What you should do:
State the number of lines that hold the string "index", with nothing added.

Task inputs:
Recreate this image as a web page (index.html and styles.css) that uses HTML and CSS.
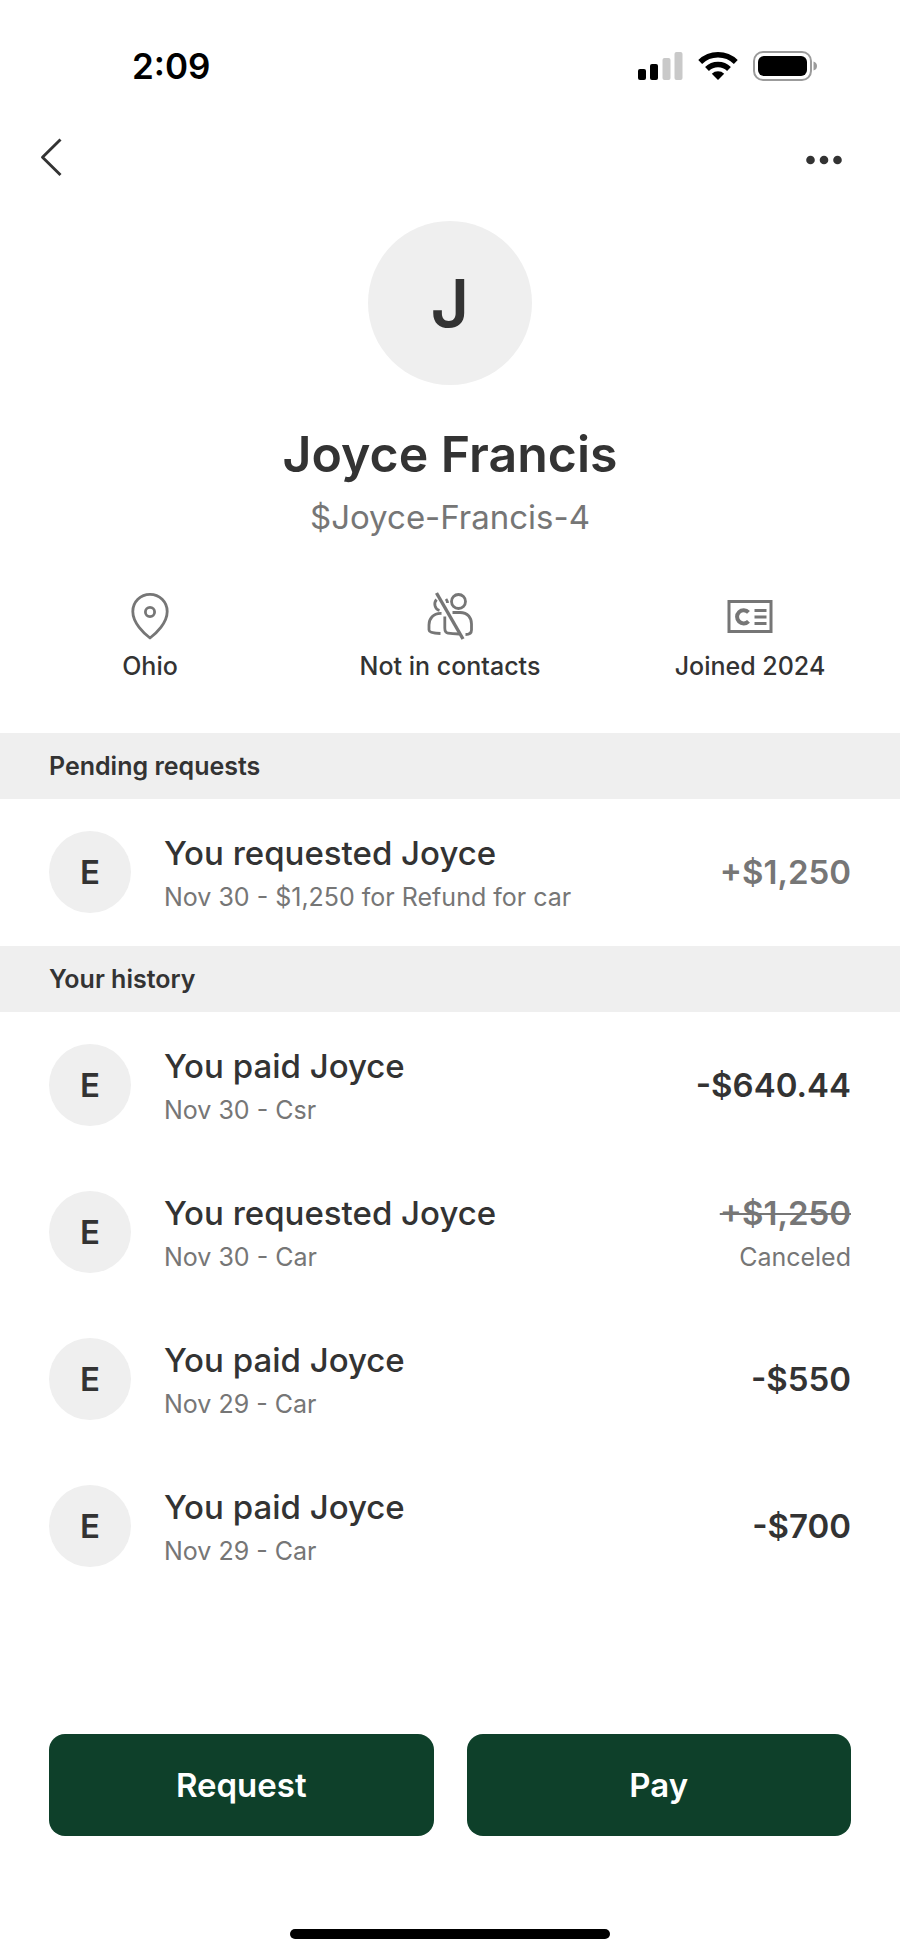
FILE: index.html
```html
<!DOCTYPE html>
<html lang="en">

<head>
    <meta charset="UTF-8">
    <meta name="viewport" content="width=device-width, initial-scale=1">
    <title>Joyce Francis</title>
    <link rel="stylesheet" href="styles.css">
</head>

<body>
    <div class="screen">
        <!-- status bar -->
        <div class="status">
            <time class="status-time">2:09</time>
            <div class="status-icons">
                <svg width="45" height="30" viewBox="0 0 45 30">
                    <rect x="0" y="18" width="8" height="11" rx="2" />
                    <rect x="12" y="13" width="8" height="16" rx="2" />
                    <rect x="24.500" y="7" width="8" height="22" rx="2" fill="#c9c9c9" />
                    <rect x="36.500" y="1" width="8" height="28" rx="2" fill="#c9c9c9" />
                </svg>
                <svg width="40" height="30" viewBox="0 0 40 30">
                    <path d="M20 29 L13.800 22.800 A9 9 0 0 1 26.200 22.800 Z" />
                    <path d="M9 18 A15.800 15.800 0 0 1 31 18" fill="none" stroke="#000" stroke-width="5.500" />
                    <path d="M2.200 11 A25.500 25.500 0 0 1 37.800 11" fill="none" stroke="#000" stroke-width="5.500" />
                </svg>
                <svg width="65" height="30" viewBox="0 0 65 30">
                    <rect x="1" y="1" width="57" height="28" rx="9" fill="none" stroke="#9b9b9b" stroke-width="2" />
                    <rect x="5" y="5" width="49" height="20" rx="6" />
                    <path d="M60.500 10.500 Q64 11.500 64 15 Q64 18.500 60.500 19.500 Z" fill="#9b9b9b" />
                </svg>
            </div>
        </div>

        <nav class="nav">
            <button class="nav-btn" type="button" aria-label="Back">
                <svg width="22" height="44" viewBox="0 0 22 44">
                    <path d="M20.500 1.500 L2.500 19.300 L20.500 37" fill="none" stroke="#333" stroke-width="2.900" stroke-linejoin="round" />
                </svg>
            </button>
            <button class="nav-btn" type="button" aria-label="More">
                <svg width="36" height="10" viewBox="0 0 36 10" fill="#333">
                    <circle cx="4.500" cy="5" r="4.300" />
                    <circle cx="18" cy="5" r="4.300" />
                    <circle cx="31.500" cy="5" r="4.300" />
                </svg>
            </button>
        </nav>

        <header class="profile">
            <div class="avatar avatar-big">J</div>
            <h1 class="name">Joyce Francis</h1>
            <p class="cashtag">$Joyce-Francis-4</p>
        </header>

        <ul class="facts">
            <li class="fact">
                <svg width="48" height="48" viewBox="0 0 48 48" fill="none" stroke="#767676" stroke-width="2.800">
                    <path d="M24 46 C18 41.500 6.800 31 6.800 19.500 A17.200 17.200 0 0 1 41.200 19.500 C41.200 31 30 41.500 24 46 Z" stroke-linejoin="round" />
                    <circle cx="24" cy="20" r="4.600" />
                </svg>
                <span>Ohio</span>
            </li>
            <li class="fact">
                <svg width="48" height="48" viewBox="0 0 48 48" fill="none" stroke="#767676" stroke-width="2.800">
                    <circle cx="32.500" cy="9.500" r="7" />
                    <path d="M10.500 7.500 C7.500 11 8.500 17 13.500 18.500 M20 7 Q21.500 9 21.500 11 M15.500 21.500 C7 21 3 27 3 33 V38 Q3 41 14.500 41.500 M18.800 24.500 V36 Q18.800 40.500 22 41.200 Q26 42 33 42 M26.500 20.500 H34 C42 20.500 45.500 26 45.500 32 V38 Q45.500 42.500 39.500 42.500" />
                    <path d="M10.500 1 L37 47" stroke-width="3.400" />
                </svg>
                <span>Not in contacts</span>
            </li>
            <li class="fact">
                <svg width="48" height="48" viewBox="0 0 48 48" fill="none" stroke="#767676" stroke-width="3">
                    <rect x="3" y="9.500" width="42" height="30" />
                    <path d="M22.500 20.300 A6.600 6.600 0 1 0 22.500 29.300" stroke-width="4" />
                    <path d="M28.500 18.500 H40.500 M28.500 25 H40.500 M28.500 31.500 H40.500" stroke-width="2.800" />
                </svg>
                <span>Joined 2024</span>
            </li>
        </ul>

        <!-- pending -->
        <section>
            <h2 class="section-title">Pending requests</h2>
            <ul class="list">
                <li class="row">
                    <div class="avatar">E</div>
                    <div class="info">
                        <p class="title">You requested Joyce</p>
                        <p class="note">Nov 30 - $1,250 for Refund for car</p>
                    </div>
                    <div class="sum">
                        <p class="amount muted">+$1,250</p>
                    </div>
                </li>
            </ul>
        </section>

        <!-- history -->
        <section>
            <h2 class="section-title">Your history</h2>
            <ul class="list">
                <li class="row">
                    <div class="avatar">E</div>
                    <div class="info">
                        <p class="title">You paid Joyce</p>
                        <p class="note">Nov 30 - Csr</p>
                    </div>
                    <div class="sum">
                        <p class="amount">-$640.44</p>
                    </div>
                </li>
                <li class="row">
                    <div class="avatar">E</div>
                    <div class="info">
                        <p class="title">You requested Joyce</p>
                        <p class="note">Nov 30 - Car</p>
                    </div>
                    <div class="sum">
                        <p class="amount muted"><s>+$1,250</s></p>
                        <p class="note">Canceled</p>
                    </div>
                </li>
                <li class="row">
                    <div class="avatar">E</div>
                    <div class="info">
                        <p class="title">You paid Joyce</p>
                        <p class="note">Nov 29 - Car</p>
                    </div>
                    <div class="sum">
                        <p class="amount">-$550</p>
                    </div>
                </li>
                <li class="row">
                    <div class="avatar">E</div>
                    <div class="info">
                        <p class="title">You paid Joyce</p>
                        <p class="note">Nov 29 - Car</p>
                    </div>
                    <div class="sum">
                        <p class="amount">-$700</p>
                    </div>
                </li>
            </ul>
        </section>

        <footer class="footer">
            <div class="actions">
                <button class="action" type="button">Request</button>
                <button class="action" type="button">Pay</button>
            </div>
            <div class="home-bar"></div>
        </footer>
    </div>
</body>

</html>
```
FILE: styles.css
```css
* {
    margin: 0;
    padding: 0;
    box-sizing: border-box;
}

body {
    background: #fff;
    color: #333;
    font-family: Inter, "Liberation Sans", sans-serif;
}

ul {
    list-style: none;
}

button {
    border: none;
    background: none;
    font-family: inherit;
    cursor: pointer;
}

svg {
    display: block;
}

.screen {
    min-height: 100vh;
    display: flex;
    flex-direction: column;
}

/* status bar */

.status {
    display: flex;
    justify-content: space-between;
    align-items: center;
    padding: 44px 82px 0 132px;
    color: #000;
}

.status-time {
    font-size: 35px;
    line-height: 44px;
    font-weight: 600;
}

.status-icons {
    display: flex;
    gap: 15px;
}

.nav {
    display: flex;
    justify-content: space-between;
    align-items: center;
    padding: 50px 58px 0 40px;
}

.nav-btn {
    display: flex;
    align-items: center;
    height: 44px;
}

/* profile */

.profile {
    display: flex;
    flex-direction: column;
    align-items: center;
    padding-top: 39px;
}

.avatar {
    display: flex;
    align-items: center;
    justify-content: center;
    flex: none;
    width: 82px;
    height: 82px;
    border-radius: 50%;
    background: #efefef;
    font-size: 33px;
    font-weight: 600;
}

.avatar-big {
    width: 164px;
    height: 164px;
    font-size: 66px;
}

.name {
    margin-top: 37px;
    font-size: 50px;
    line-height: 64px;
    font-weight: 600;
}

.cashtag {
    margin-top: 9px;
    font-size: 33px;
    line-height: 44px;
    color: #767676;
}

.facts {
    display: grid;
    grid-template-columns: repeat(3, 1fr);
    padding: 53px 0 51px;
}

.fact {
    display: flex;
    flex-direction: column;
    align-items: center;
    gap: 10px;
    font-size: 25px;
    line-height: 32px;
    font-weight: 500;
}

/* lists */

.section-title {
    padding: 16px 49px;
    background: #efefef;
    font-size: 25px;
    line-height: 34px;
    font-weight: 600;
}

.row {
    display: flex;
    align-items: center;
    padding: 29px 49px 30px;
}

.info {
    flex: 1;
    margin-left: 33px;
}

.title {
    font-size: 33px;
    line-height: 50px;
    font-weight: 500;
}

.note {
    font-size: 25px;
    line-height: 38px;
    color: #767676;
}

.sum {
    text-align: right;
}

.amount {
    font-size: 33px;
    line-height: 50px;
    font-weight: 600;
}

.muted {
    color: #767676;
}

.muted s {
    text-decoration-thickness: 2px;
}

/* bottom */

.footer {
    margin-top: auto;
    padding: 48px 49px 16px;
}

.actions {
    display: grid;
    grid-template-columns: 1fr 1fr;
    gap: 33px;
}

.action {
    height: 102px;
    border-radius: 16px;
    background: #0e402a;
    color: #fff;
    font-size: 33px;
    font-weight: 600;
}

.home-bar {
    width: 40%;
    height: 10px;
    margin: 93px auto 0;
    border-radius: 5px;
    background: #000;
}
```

...

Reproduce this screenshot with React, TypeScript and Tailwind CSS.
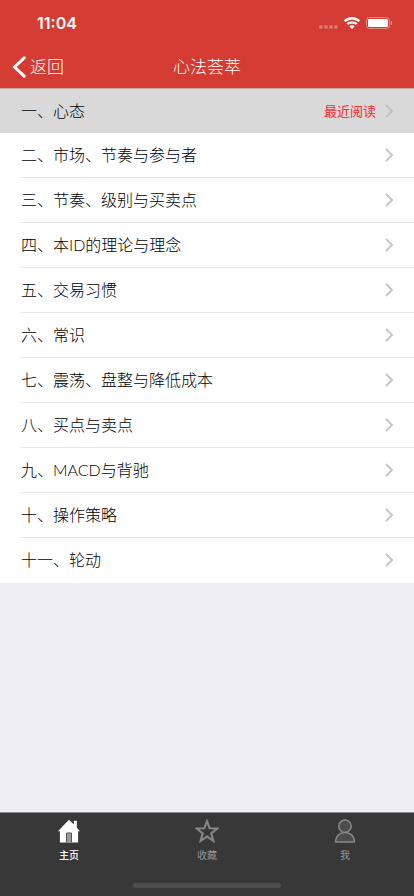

Solution to the exercise:
2